Mr Russell denied it was using its market power to stop other entrants, saying it had participated “fully” in the interoperability program over many years. Today the e-Conveyancing system was safe, reliable and low cost and any changes should strengthen, not weaken its integrity, he added.

“Interoperability as it was scoped by ARNECC, we think is a failed reform. There is a model for interoperability which we could welcome, which is two fully functioning networks of similar technical features and similar geographic coverage, agreeing on what information to exchange. Until we have that, any other reform we think is fundamentally flawed.”

Sympli CEO Philip Joyce told the inquiry there was a risk in having a monopoly player.

“If there was a multi-day outage impacting PEXA monopoly today, every single property settlement in NSW and Australia would stop, causing financial and emotional cost to everyday Australians,” he said.

“We’re a fully functional comparable network in NSW. Once interoperability is live, if PEXA were to go down, Sympli could step in and vice versa.”

As well as reliability, a two-network system would make the trillion-dollar property market less vulnerable to cyber-fraud and would lead to lower prices and better service for customers.

“This reform is long overdue because the incumbent monopoly has every incentive to delay. It is worth over $1 million a day to PEXA in uncontested revenue,” Mr Joyce said.

“Unless NSW uses its extensive powers to better manage the monopoly, these tactics will continue.”

Further, Mr Joyce was confident interoperability could be delivered without the sharing of “any perceived IP” as claimed by PEXA and that an equivalent service to the banks could be delivered.

He said the NSW government had the necessary powers to implement interoperability, with clear binding directions to all parties.

“The features that PEXA outline in their submission are not unique – we have built them on the Sympli platform. Why are we here?

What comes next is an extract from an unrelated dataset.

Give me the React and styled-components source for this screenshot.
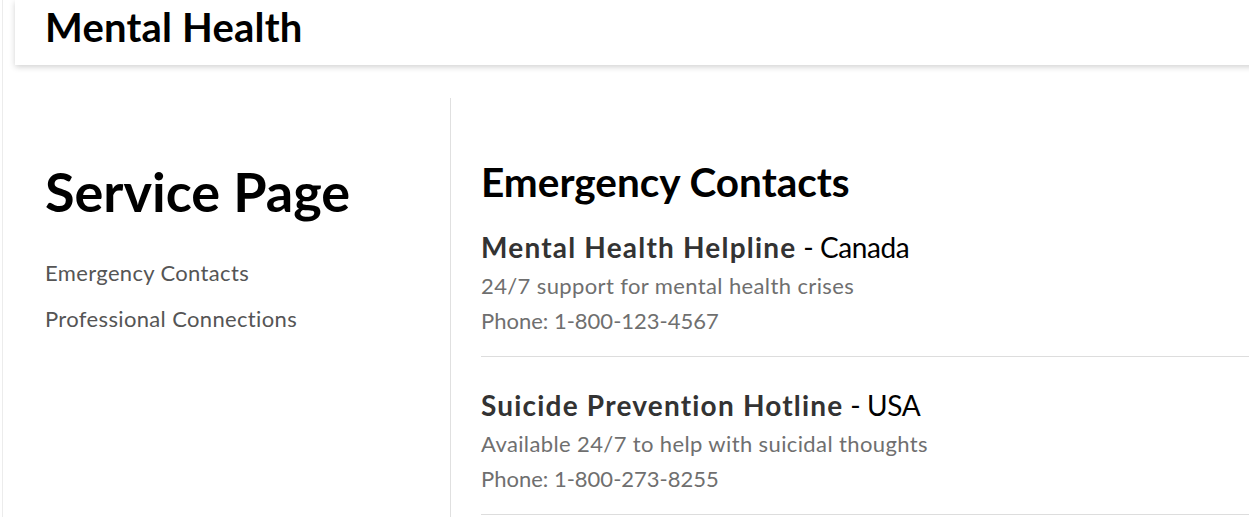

Because this reform is blocked by the incumbent, who has no incentive to voluntarily deliver this reform.

“Ten days of delay already outweighs the largest fine that could occur.”

John Ahern, CEO of InfoTrack, an entity related to Sympli, added that after so many delays, it was becoming harder to argue with its shareholders that there was a path forward.

“We know from speaking to ex-employees from PEXA and people in the industry that it’s been a long-term strategy to bleed us dry,” he said.

Australian Institute of Conveyancers NSW president Jennie Tonner supported competition, if the technology was simple to use, secure and protected the industry and its clients from risk.

“I don’t want to hear ‘it’s too hard’ by a bank. It was much harder for us to learn and to be on e-Conveyancing,” she said.

Ms Tonner said most conveyancers were satisfied with the present single operator system and were fearful the addition of more operators would increase cyber security risks.

Industry regulator ARNECC, which includes registrars from all states and territories, had been leading the reform to deliver full competition in digital settlements. But mid last year it paused the program, saying issues raised by the banks were “beyond the remit of state and territories to resolve”.

Jared Zak, principal solicitor and founder of Dott & Crossitt in NSW, was concerned a monopoly situation would cause havoc in the event of an outage.

“Last year in August we had a big outage in Queensland. I had literally people stranded in the driveway and had to stay in accommodation. We wrote to PEXA, and they compensated my client. That to me was a really big red flag.

“If there’s a nationwide event of this nature – there’s nothing to suggest that can’t happen – we’re in a lot of trouble.”

The NSW inquiry is investigating the impacts of recent outages on property settlements, as well as current pricing and opportunities to drive competition.